Resilience

Software fails, Hardware fails, network connections fail, user code fails. This document describes how distributed responds in the face of these failures and other known bugs.

User code failures

When a function raises an error that error is kept and transmitted to the executor on request. Any attempt to gather that result or any dependent result will raise that exception.

>>> def div(a, b):
...     return a / b

>>> x = executor.submit(div, 1, 0)
>>> x.result()
ZeroDivisionError: division by zero

>>> y = executor.submit(add, x, 10)
>>> y.result()  # same error as above
ZeroDivisionError: division by zero

This does not affect the smooth operation of the scheduler or worker in any way.

Closed Network Connections

If the connection to a remote worker unexpectedly closes and the local process appropriately raises an IOError then the scheduler will reroute all pending computations to other workers.

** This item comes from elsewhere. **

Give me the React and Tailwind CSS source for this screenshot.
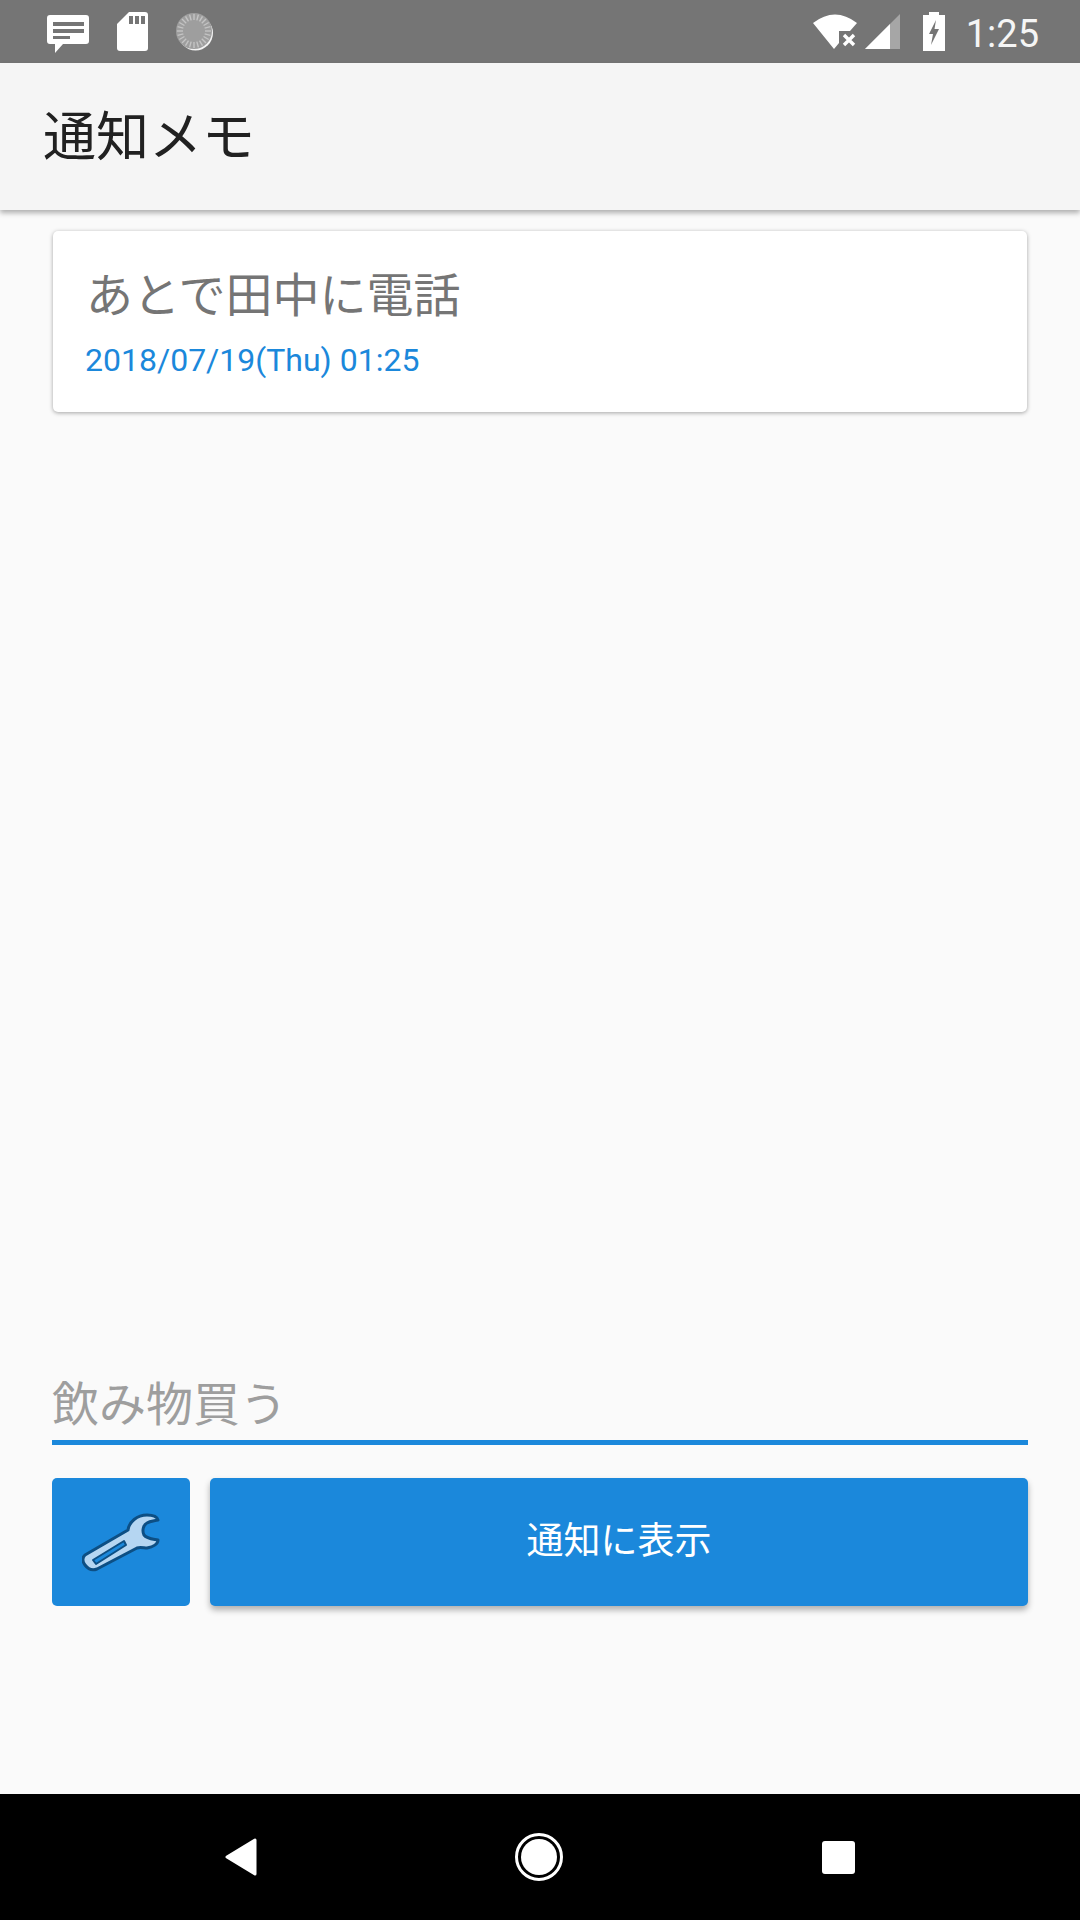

If the lost worker was the only worker to hold vital results necessary for future computations then those results will be recomputed by surviving workers. The scheduler maintains a full history of how each result was produced and so is able to reproduce those same computations on other workers.

This has some fail cases.

  1. If results depend on impure functions then you may get a different (although still entirely accurate) result
  2. If the worker failed due to a bad function, for example a function that causes a segmentation fault, then that bad function will repeatedly be called on other workers, and proceed to kill the distributed system, one worker at a time.
  3. Data ``scatter``ed out to the workers is not kept in the scheduler (it is often quite large) and so the loss of this data is irreparable.

Hardware Failures

It is not clear under which circumstances the local process will know that the remote worker has closed the connection. If the socket does not close cleanly then the system will wait for a timeout, roughly three seconds, before marking the worker as failed and resuming smooth operation.

Scheduler Failure

The process containing the scheduler might die. There is currently no persistence mechanism to record and recover the scheduler state. The data will remain on the cluster until cleared.

Restart and Nanny Processes

The executor provides a mechanism to restart all of the workers in the cluster. This is convenient if, during the course of experimentation, you find your workers in an inconvenient state that makes them unresponsive. The Executor.restart method does the following process:

  1. Sends a soft shutdown signal to all of the coroutines watching workers
  2. Sends a hard kill signal to each worker’s Nanny process, which oversees that worker. This Nanny process terminates the worker process ungracefully and unregisters that worker from the Scheduler.
  3. Clears out all scheduler state and sets all Future’s status to 'cancelled'
  4. Sends a restart signal to all Nanny processes, which in turn restart clean Worker processes and register these workers with the Scheduler. New workers may not have the same port as their previous iterations. The .nannies dictionary on the Executor serves as an accurate set of aliases if necessary.
  5. Restarts the scheduler, with clean and empty state

This effectively removes all data and clears out all computations from the scheduler. Any data or computations not saved to persistent storage are lost. This process is very robust to a number of failure modes, including non-responsive or swamped workers but not including full hardware failures.

Currently the user may experience a few error logging messages from Tornado upon closing their session. These can safely be ignored.